Instruction — Can you transcribe every line exactly and leave the pictures behind?

Records contained in a dataset:
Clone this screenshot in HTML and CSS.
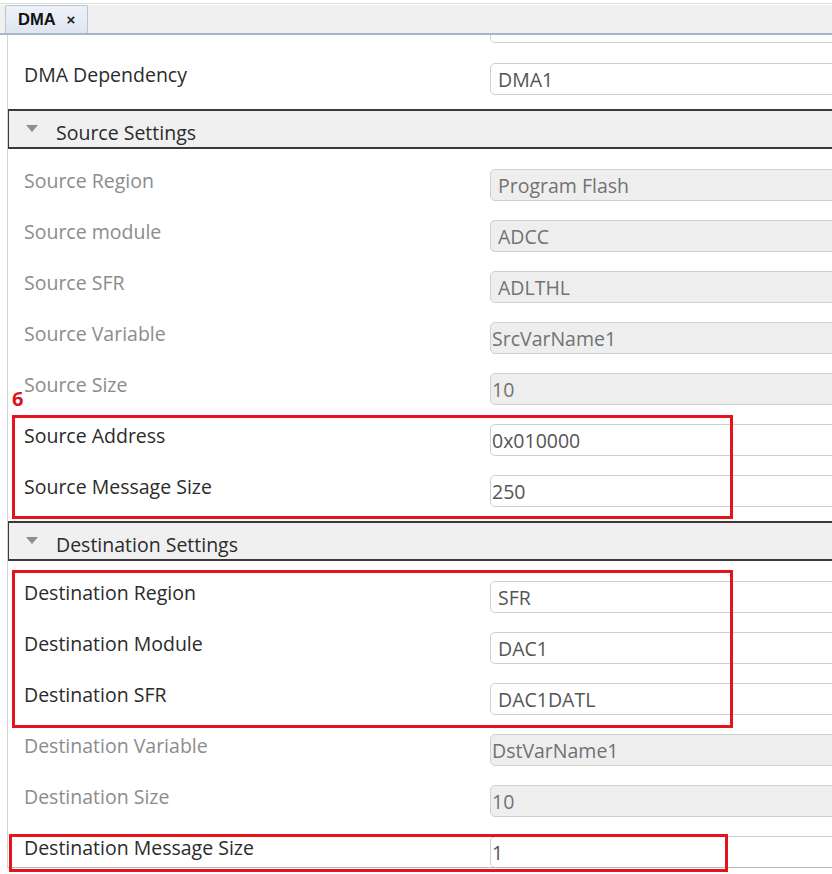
FILE: index.html
```html
<!DOCTYPE html>
<html>
<head>
<meta charset="utf-8">
<link rel="stylesheet" href="styles.css">
</head>
<body>
<div class="page">
  <div class="topline"></div>
  <div class="tabbar">
    <div class="tab"><span class="tab-title">DMA</span><span class="tab-close">×</span></div>
  </div>
  <div class="panel">
    <div class="stub"><div></div><div class="stub-field"></div></div>
    <div class="row"><div class="label">DMA Dependency</div><div class="field pad">DMA1</div></div>

    <div class="section">
      <span class="tri"></span><span class="section-title">Source Settings</span>
    </div>
    <div class="rows">
      <div class="row"><div class="label dis">Source Region</div><div class="field pad ro">Program Flash</div></div>
      <div class="row"><div class="label dis">Source module</div><div class="field pad ro">ADCC</div></div>
      <div class="row"><div class="label dis">Source SFR</div><div class="field pad ro">ADLTHL</div></div>
      <div class="row"><div class="label dis">Source Variable</div><div class="field ro">SrcVarName1</div></div>
      <div class="row"><div class="label dis">Source Size</div><div class="field ro">10</div></div>
      <div class="row"><div class="label">Source Address</div><div class="field">0x010000</div></div>
      <div class="row"><div class="label">Source Message Size</div><div class="field">250</div></div>
    </div>

    <div class="section">
      <span class="tri"></span><span class="section-title">Destination Settings</span>
    </div>
    <div class="rows">
      <div class="row"><div class="label">Destination Region</div><div class="field pad">SFR</div></div>
      <div class="row"><div class="label">Destination Module</div><div class="field pad">DAC1</div></div>
      <div class="row"><div class="label">Destination SFR</div><div class="field pad">DAC1DATL</div></div>
      <div class="row"><div class="label dis">Destination Variable</div><div class="field ro">DstVarName1</div></div>
      <div class="row"><div class="label dis">Destination Size</div><div class="field ro">10</div></div>
      <div class="row"><div class="label">Destination Message Size</div><div class="field">1</div></div>
    </div>
  </div>

  <div class="callout-num">6</div>
  <div class="callout box1"></div>
  <div class="callout box2"></div>
  <div class="callout box3"></div>
</div>
</body>
</html>
```

FILE: styles.css
```css
html, body {
  margin: 0;
  padding: 0;
  background: #ffffff;
}
.page {
  position: relative;
  width: 832px;
  height: 874px;
  overflow: hidden;
  font-family: "Open Sans", "Noto Sans", sans-serif;
}
.topline {
  height: 3px;
  border-bottom: 1px solid #dcdcdc;
}
.tabbar {
  margin-top: 1px;
  height: 28px;
  background: #f0f0f0;
  border-bottom: 2px solid #a9b6c9;
  display: flex;
  align-items: stretch;
  padding-left: 5px;
}
.tab {
  width: 83px;
  box-sizing: border-box;
  border: 1px solid #b9c5d6;
  border-bottom: none;
  border-radius: 2px 2px 0 0;
  background: linear-gradient(#edf1f8, #dfe6f1);
  display: flex;
  align-items: center;
  padding-left: 12px;
  gap: 11px;
}
.tab-title {
  font-family: "Liberation Sans", Arial, sans-serif;
  font-weight: bold;
  font-size: 16.5px;
  color: #111;
}
.tab-close {
  font-family: "Liberation Sans", Arial, sans-serif;
  font-weight: bold;
  font-size: 15px;
  color: #222;
}
.panel {
  margin-left: 7px;
  height: 833px;
  box-sizing: border-box;
  border-left: 1px solid #d4d4d4;
  border-bottom: 1px solid #b9b9b9;
  overflow: hidden;
}
.stub {
  display: grid;
  grid-template-columns: 482px 1fr;
  height: 8px;
  margin-bottom: 10px;
}
.stub-field {
  margin-right: -20px;
  border: 1px solid #d0d0d0;
  border-top: none;
  border-radius: 0 0 5px 5px;
}
.rows {
  padding-top: 10px;
}
.row {
  display: grid;
  grid-template-columns: 482px 1fr;
  align-items: center;
  height: 51px;
}
.label {
  padding-left: 16px;
  padding-bottom: 8px;
  font-size: 19.5px;
  color: #2b2b2b;
  white-space: nowrap;
}
.label.dis {
  color: #8c8c8c;
}
.field {
  height: 32px;
  box-sizing: border-box;
  margin-right: -20px;
  border: 1px solid #cfcfcf;
  border-radius: 5px;
  background: #ffffff;
  display: flex;
  align-items: center;
  padding-left: 1px;
  padding-top: 2px;
  font-size: 19.5px;
  color: #555555;
  white-space: nowrap;
}
.field.pad {
  padding-left: 7px;
}
.field.ro {
  background: #eeeeee;
  color: #727272;
}
.section {
  margin-top: 5px;
  margin-left: -1px;
  height: 40px;
  box-sizing: border-box;
  border-top: 2px solid #3a3a3a;
  border-bottom: 2px solid #3a3a3a;
  border-left: 2px solid #3a3a3a;
  background: #f0f0f0;
  display: flex;
  align-items: center;
  padding-left: 17px;
  padding-top: 6px;
}
.tri {
  width: 0;
  height: 0;
  border-left: 6px solid transparent;
  border-right: 6px solid transparent;
  border-top: 7px solid #8e8e8e;
  margin-right: 18px;
  margin-top: -7px;
}
.section-title {
  font-size: 19.5px;
  color: #2b2b2b;
}
.callout {
  position: absolute;
  border: 3px solid #e4141c;
  box-sizing: border-box;
}
.box1 {
  left: 12px;
  top: 415px;
  width: 721px;
  height: 104px;
}
.box2 {
  left: 12px;
  top: 570px;
  width: 721px;
  height: 158px;
}
.box3 {
  left: 9px;
  top: 834px;
  width: 719px;
  height: 38px;
}
.callout-num {
  position: absolute;
  left: 12px;
  top: 385px;
  font-family: "Open Sans", sans-serif;
  font-weight: bold;
  font-size: 20px;
  color: #d8141c;
}
```
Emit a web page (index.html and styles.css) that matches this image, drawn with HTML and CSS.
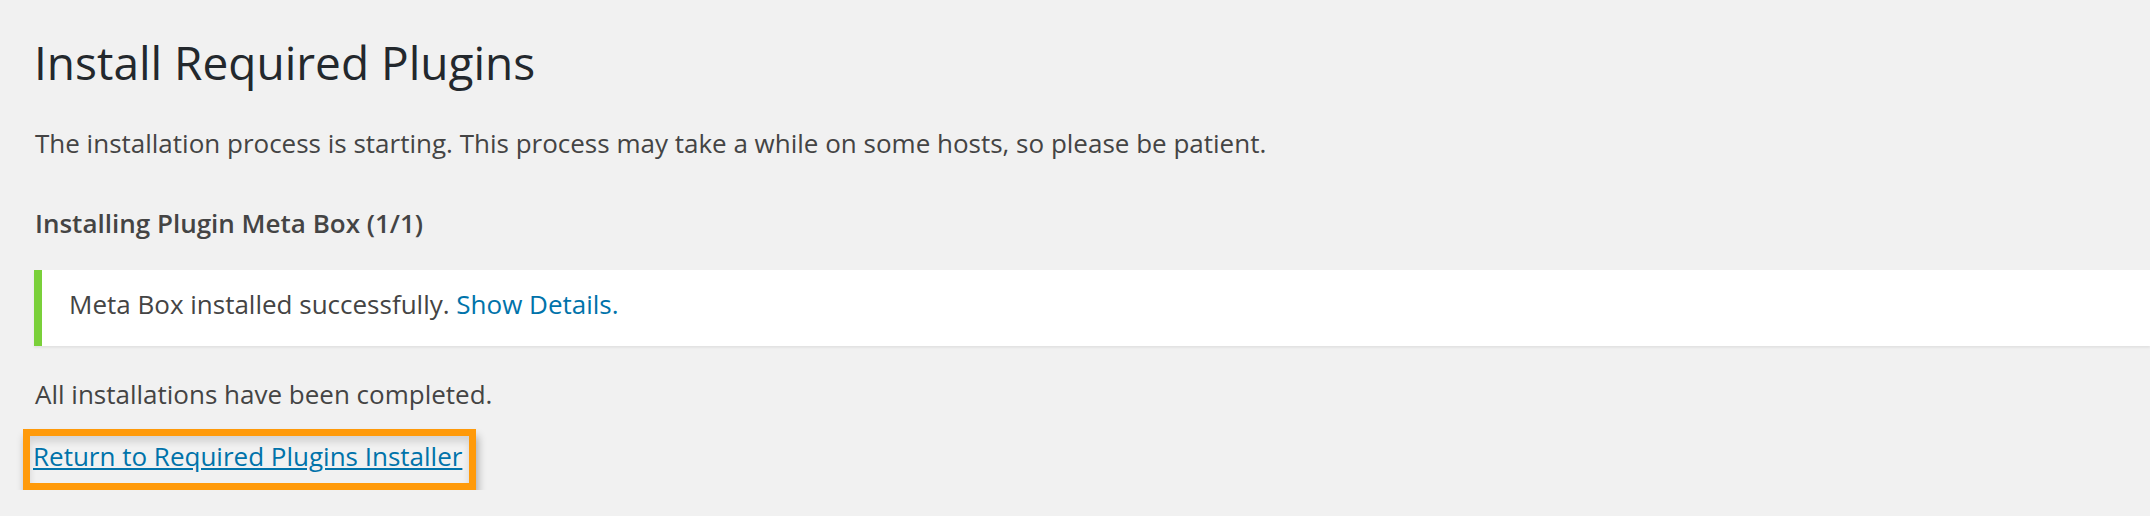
FILE: index.html
```html
<!DOCTYPE html>
<html lang="en">
<head>
<meta charset="utf-8">
<title>Install Required Plugins</title>
<link rel="stylesheet" href="styles.css">
</head>
<body>
<div class="wrap">
  <h1 class="title">Install Required Plugins</h1>
  <p class="intro">The installation process is starting. This process may take a while on some hosts, so please be patient.</p>
  <h2 class="step">Installing Plugin Meta Box (1/1)</h2>
  <div class="notice">
    <p>Meta Box installed successfully. <a href="#" class="details">Show Details.</a></p>
  </div>
  <p class="done">All installations have been completed.</p>
  <p class="return"><span class="highlight"><a href="#" class="return-link">Return to Required Plugins Installer</a></span></p>
</div>
</body>
</html>
```

FILE: styles.css
```css
html, body {
  margin: 0;
  padding: 0;
  background: #f1f1f1;
}
body {
  font-family: "Open Sans", "Liberation Sans", sans-serif;
  color: #444;
  font-size: 26px;
  line-height: 1.5;
  overflow: hidden;
}
.wrap {
  padding: 33px 0 0 34px;
}
.title {
  margin: 0;
  font-size: 46px;
  font-weight: 400;
  line-height: 1.3;
  color: #23282d;
}
.intro {
  margin: 31px 0 0 1px;
}
.step {
  margin: 41px 0 0 1px;
  font-size: 26px;
  font-weight: 600;
  line-height: 1.5;
}
.notice {
  margin: 27px 0 0 0;
  background: #fff;
  border-left: 8px solid #7ad03a;
  box-shadow: 0 2px 2px rgba(0,0,0,0.06);
  padding: 15px 27px 22px;
}
.notice p {
  margin: 0;
}
.details {
  color: #0073aa;
  text-decoration: none;
}
.done {
  margin: 29px 0 0 1px;
}
.return {
  margin: 15px 0 0 0;
}
.highlight {
  display: inline-block;
  margin-left: -11px;
  padding: 1px 7px 7px 3px;
  border: 7px solid #ff9a0a;
  box-shadow: 2px 7px 8px rgba(0,0,0,0.3), inset 0 6px 7px rgba(0,0,0,0.12);
}
.return-link {
  color: #0073aa;
  text-decoration: underline;
}
```
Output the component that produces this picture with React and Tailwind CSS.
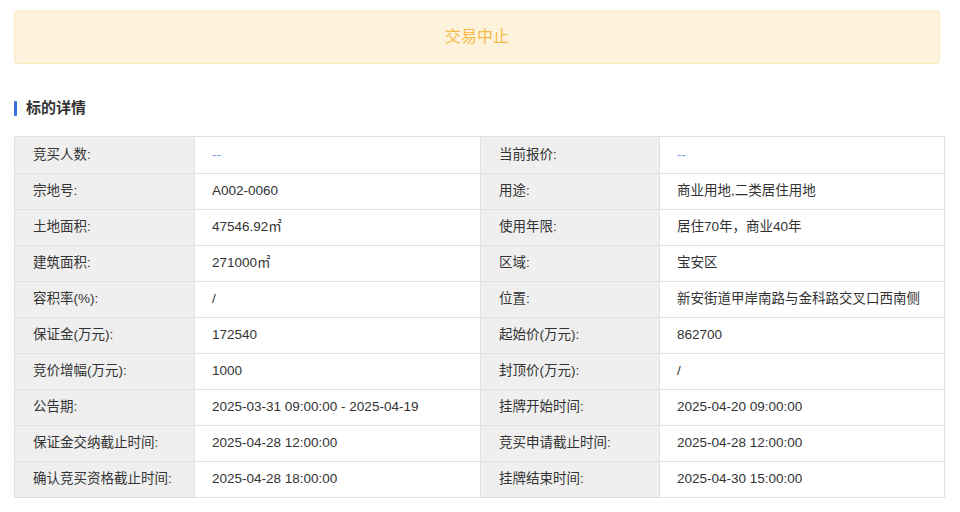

Answer to this task —
Clone this screenshot in HTML and CSS.
FILE: index.html
```html
<!DOCTYPE html>
<html>
<head>
<meta charset="utf-8">
<link rel="stylesheet" href="styles.css">
</head>
<body>
<div class="page">
  <div class="topline"></div>
  <div class="tabbar">
    <div class="tab"><span class="tab-title">DMA</span><span class="tab-close">×</span></div>
  </div>
  <div class="panel">
    <div class="stub"><div></div><div class="stub-field"></div></div>
    <div class="row"><div class="label">DMA Dependency</div><div class="field pad">DMA1</div></div>

    <div class="section">
      <span class="tri"></span><span class="section-title">Source Settings</span>
    </div>
    <div class="rows">
      <div class="row"><div class="label dis">Source Region</div><div class="field pad ro">Program Flash</div></div>
      <div class="row"><div class="label dis">Source module</div><div class="field pad ro">ADCC</div></div>
      <div class="row"><div class="label dis">Source SFR</div><div class="field pad ro">ADLTHL</div></div>
      <div class="row"><div class="label dis">Source Variable</div><div class="field ro">SrcVarName1</div></div>
      <div class="row"><div class="label dis">Source Size</div><div class="field ro">10</div></div>
      <div class="row"><div class="label">Source Address</div><div class="field">0x010000</div></div>
      <div class="row"><div class="label">Source Message Size</div><div class="field">250</div></div>
    </div>

    <div class="section">
      <span class="tri"></span><span class="section-title">Destination Settings</span>
    </div>
    <div class="rows">
      <div class="row"><div class="label">Destination Region</div><div class="field pad">SFR</div></div>
      <div class="row"><div class="label">Destination Module</div><div class="field pad">DAC1</div></div>
      <div class="row"><div class="label">Destination SFR</div><div class="field pad">DAC1DATL</div></div>
      <div class="row"><div class="label dis">Destination Variable</div><div class="field ro">DstVarName1</div></div>
      <div class="row"><div class="label dis">Destination Size</div><div class="field ro">10</div></div>
      <div class="row"><div class="label">Destination Message Size</div><div class="field">1</div></div>
    </div>
  </div>

  <div class="callout-num">6</div>
  <div class="callout box1"></div>
  <div class="callout box2"></div>
  <div class="callout box3"></div>
</div>
</body>
</html>
```

FILE: styles.css
```css
html, body {
  margin: 0;
  padding: 0;
  background: #ffffff;
}
.page {
  position: relative;
  width: 832px;
  height: 874px;
  overflow: hidden;
  font-family: "Open Sans", "Noto Sans", sans-serif;
}
.topline {
  height: 3px;
  border-bottom: 1px solid #dcdcdc;
}
.tabbar {
  margin-top: 1px;
  height: 28px;
  background: #f0f0f0;
  border-bottom: 2px solid #a9b6c9;
  display: flex;
  align-items: stretch;
  padding-left: 5px;
}
.tab {
  width: 83px;
  box-sizing: border-box;
  border: 1px solid #b9c5d6;
  border-bottom: none;
  border-radius: 2px 2px 0 0;
  background: linear-gradient(#edf1f8, #dfe6f1);
  display: flex;
  align-items: center;
  padding-left: 12px;
  gap: 11px;
}
.tab-title {
  font-family: "Liberation Sans", Arial, sans-serif;
  font-weight: bold;
  font-size: 16.5px;
  color: #111;
}
.tab-close {
  font-family: "Liberation Sans", Arial, sans-serif;
  font-weight: bold;
  font-size: 15px;
  color: #222;
}
.panel {
  margin-left: 7px;
  height: 833px;
  box-sizing: border-box;
  border-left: 1px solid #d4d4d4;
  border-bottom: 1px solid #b9b9b9;
  overflow: hidden;
}
.stub {
  display: grid;
  grid-template-columns: 482px 1fr;
  height: 8px;
  margin-bottom: 10px;
}
.stub-field {
  margin-right: -20px;
  border: 1px solid #d0d0d0;
  border-top: none;
  border-radius: 0 0 5px 5px;
}
.rows {
  padding-top: 10px;
}
.row {
  display: grid;
  grid-template-columns: 482px 1fr;
  align-items: center;
  height: 51px;
}
.label {
  padding-left: 16px;
  padding-bottom: 8px;
  font-size: 19.5px;
  color: #2b2b2b;
  white-space: nowrap;
}
.label.dis {
  color: #8c8c8c;
}
.field {
  height: 32px;
  box-sizing: border-box;
  margin-right: -20px;
  border: 1px solid #cfcfcf;
  border-radius: 5px;
  background: #ffffff;
  display: flex;
  align-items: center;
  padding-left: 1px;
  padding-top: 2px;
  font-size: 19.5px;
  color: #555555;
  white-space: nowrap;
}
.field.pad {
  padding-left: 7px;
}
.field.ro {
  background: #eeeeee;
  color: #727272;
}
.section {
  margin-top: 5px;
  margin-left: -1px;
  height: 40px;
  box-sizing: border-box;
  border-top: 2px solid #3a3a3a;
  border-bottom: 2px solid #3a3a3a;
  border-left: 2px solid #3a3a3a;
  background: #f0f0f0;
  display: flex;
  align-items: center;
  padding-left: 17px;
  padding-top: 6px;
}
.tri {
  width: 0;
  height: 0;
  border-left: 6px solid transparent;
  border-right: 6px solid transparent;
  border-top: 7px solid #8e8e8e;
  margin-right: 18px;
  margin-top: -7px;
}
.section-title {
  font-size: 19.5px;
  color: #2b2b2b;
}
.callout {
  position: absolute;
  border: 3px solid #e4141c;
  box-sizing: border-box;
}
.box1 {
  left: 12px;
  top: 415px;
  width: 721px;
  height: 104px;
}
.box2 {
  left: 12px;
  top: 570px;
  width: 721px;
  height: 158px;
}
.box3 {
  left: 9px;
  top: 834px;
  width: 719px;
  height: 38px;
}
.callout-num {
  position: absolute;
  left: 12px;
  top: 385px;
  font-family: "Open Sans", sans-serif;
  font-weight: bold;
  font-size: 20px;
  color: #d8141c;
}
```
Emit a web page (index.html and styles.css) that matches this image, drawn with HTML and CSS.
FILE: index.html
```html
<!DOCTYPE html>
<html lang="en">
<head>
<meta charset="utf-8">
<title>Install Required Plugins</title>
<link rel="stylesheet" href="styles.css">
</head>
<body>
<div class="wrap">
  <h1 class="title">Install Required Plugins</h1>
  <p class="intro">The installation process is starting. This process may take a while on some hosts, so please be patient.</p>
  <h2 class="step">Installing Plugin Meta Box (1/1)</h2>
  <div class="notice">
    <p>Meta Box installed successfully. <a href="#" class="details">Show Details.</a></p>
  </div>
  <p class="done">All installations have been completed.</p>
  <p class="return"><span class="highlight"><a href="#" class="return-link">Return to Required Plugins Installer</a></span></p>
</div>
</body>
</html>
```

FILE: styles.css
```css
html, body {
  margin: 0;
  padding: 0;
  background: #f1f1f1;
}
body {
  font-family: "Open Sans", "Liberation Sans", sans-serif;
  color: #444;
  font-size: 26px;
  line-height: 1.5;
  overflow: hidden;
}
.wrap {
  padding: 33px 0 0 34px;
}
.title {
  margin: 0;
  font-size: 46px;
  font-weight: 400;
  line-height: 1.3;
  color: #23282d;
}
.intro {
  margin: 31px 0 0 1px;
}
.step {
  margin: 41px 0 0 1px;
  font-size: 26px;
  font-weight: 600;
  line-height: 1.5;
}
.notice {
  margin: 27px 0 0 0;
  background: #fff;
  border-left: 8px solid #7ad03a;
  box-shadow: 0 2px 2px rgba(0,0,0,0.06);
  padding: 15px 27px 22px;
}
.notice p {
  margin: 0;
}
.details {
  color: #0073aa;
  text-decoration: none;
}
.done {
  margin: 29px 0 0 1px;
}
.return {
  margin: 15px 0 0 0;
}
.highlight {
  display: inline-block;
  margin-left: -11px;
  padding: 1px 7px 7px 3px;
  border: 7px solid #ff9a0a;
  box-shadow: 2px 7px 8px rgba(0,0,0,0.3), inset 0 6px 7px rgba(0,0,0,0.12);
}
.return-link {
  color: #0073aa;
  text-decoration: underline;
}
```
Output the component that produces this picture with React and Tailwind CSS.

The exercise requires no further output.